── GIVEN DATA

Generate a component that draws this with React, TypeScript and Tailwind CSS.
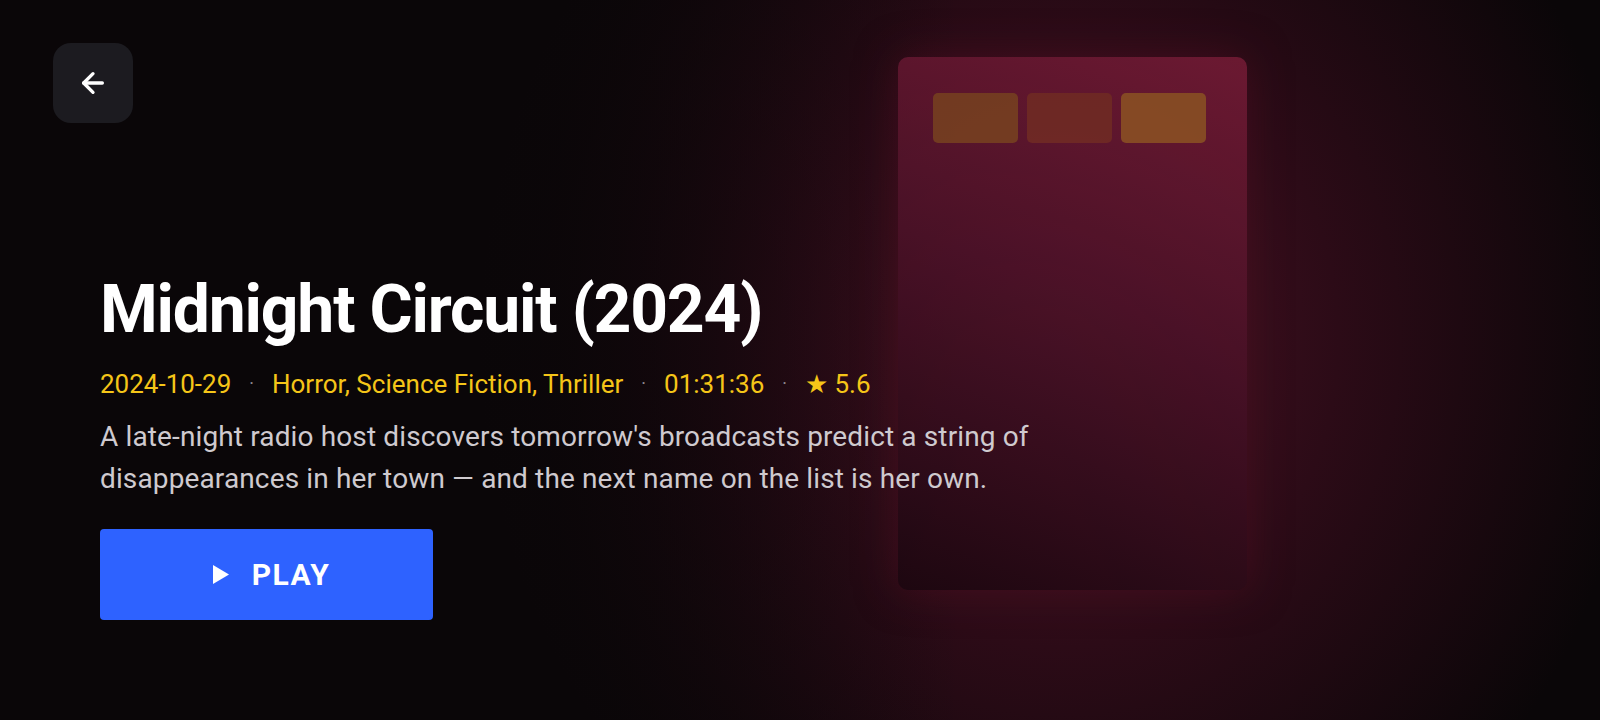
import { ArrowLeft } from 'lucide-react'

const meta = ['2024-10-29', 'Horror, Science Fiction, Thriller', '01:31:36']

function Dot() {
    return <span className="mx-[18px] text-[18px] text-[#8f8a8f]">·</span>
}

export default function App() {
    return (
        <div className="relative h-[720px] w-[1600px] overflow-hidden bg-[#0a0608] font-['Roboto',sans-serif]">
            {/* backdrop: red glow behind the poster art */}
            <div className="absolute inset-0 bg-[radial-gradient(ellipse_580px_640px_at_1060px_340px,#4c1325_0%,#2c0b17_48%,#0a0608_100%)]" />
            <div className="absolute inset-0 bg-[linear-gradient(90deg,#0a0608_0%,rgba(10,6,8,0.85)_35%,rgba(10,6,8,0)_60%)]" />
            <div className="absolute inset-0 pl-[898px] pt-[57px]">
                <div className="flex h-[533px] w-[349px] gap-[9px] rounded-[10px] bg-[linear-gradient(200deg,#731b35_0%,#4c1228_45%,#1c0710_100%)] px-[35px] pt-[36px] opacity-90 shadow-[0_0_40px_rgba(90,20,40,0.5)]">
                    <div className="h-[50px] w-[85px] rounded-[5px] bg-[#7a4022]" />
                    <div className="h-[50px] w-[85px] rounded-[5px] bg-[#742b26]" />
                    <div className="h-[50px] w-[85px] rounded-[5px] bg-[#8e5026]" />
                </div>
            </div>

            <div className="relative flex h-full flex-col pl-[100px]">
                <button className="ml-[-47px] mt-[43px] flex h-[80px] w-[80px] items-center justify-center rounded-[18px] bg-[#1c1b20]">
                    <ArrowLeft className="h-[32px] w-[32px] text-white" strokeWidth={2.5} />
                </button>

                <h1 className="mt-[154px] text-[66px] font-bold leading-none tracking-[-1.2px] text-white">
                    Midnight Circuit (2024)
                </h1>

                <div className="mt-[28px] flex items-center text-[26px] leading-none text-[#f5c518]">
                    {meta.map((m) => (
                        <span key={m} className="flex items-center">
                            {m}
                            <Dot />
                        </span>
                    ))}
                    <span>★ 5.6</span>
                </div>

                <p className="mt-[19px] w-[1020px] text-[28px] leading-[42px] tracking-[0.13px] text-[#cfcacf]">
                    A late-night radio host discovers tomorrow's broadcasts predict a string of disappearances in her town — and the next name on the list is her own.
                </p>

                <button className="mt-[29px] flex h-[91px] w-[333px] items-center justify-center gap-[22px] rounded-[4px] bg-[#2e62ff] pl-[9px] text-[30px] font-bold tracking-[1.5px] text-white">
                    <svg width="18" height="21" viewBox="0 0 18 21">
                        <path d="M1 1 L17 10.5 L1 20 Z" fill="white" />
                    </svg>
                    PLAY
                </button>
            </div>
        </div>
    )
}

────

SET TASK: With the pictures left out, transcribe the material exactly.

ANSWER TO THIS EXERCISE:
Generate a component that draws this with React, TypeScript and Tailwind CSS.
import { ArrowLeft } from 'lucide-react'

const meta = ['2024-10-29', 'Horror, Science Fiction, Thriller', '01:31:36']

function Dot() {
    return <span className="mx-[18px] text-[18px] text-[#8f8a8f]">·</span>
}

export default function App() {
    return (
        <div className="relative h-[720px] w-[1600px] overflow-hidden bg-[#0a0608] font-['Roboto',sans-serif]">
            {/* backdrop: red glow behind the poster art */}
            <div className="absolute inset-0 bg-[radial-gradient(ellipse_580px_640px_at_1060px_340px,#4c1325_0%,#2c0b17_48%,#0a0608_100%)]" />
            <div className="absolute inset-0 bg-[linear-gradient(90deg,#0a0608_0%,rgba(10,6,8,0.85)_35%,rgba(10,6,8,0)_60%)]" />
            <div className="absolute inset-0 pl-[898px] pt-[57px]">
                <div className="flex h-[533px] w-[349px] gap-[9px] rounded-[10px] bg-[linear-gradient(200deg,#731b35_0%,#4c1228_45%,#1c0710_100%)] px-[35px] pt-[36px] opacity-90 shadow-[0_0_40px_rgba(90,20,40,0.5)]">
                    <div className="h-[50px] w-[85px] rounded-[5px] bg-[#7a4022]" />
                    <div className="h-[50px] w-[85px] rounded-[5px] bg-[#742b26]" />
                    <div className="h-[50px] w-[85px] rounded-[5px] bg-[#8e5026]" />
                </div>
            </div>

            <div className="relative flex h-full flex-col pl-[100px]">
                <button className="ml-[-47px] mt-[43px] flex h-[80px] w-[80px] items-center justify-center rounded-[18px] bg-[#1c1b20]">
                    <ArrowLeft className="h-[32px] w-[32px] text-white" strokeWidth={2.5} />
                </button>

                <h1 className="mt-[154px] text-[66px] font-bold leading-none tracking-[-1.2px] text-white">
                    Midnight Circuit (2024)
                </h1>

                <div className="mt-[28px] flex items-center text-[26px] leading-none text-[#f5c518]">
                    {meta.map((m) => (
                        <span key={m} className="flex items-center">
                            {m}
                            <Dot />
                        </span>
                    ))}
                    <span>★ 5.6</span>
                </div>

                <p className="mt-[19px] w-[1020px] text-[28px] leading-[42px] tracking-[0.13px] text-[#cfcacf]">
                    A late-night radio host discovers tomorrow's broadcasts predict a string of disappearances in her town — and the next name on the list is her own.
                </p>

                <button className="mt-[29px] flex h-[91px] w-[333px] items-center justify-center gap-[22px] rounded-[4px] bg-[#2e62ff] pl-[9px] text-[30px] font-bold tracking-[1.5px] text-white">
                    <svg width="18" height="21" viewBox="0 0 18 21">
                        <path d="M1 1 L17 10.5 L1 20 Z" fill="white" />
                    </svg>
                    PLAY
                </button>
            </div>
        </div>
    )
}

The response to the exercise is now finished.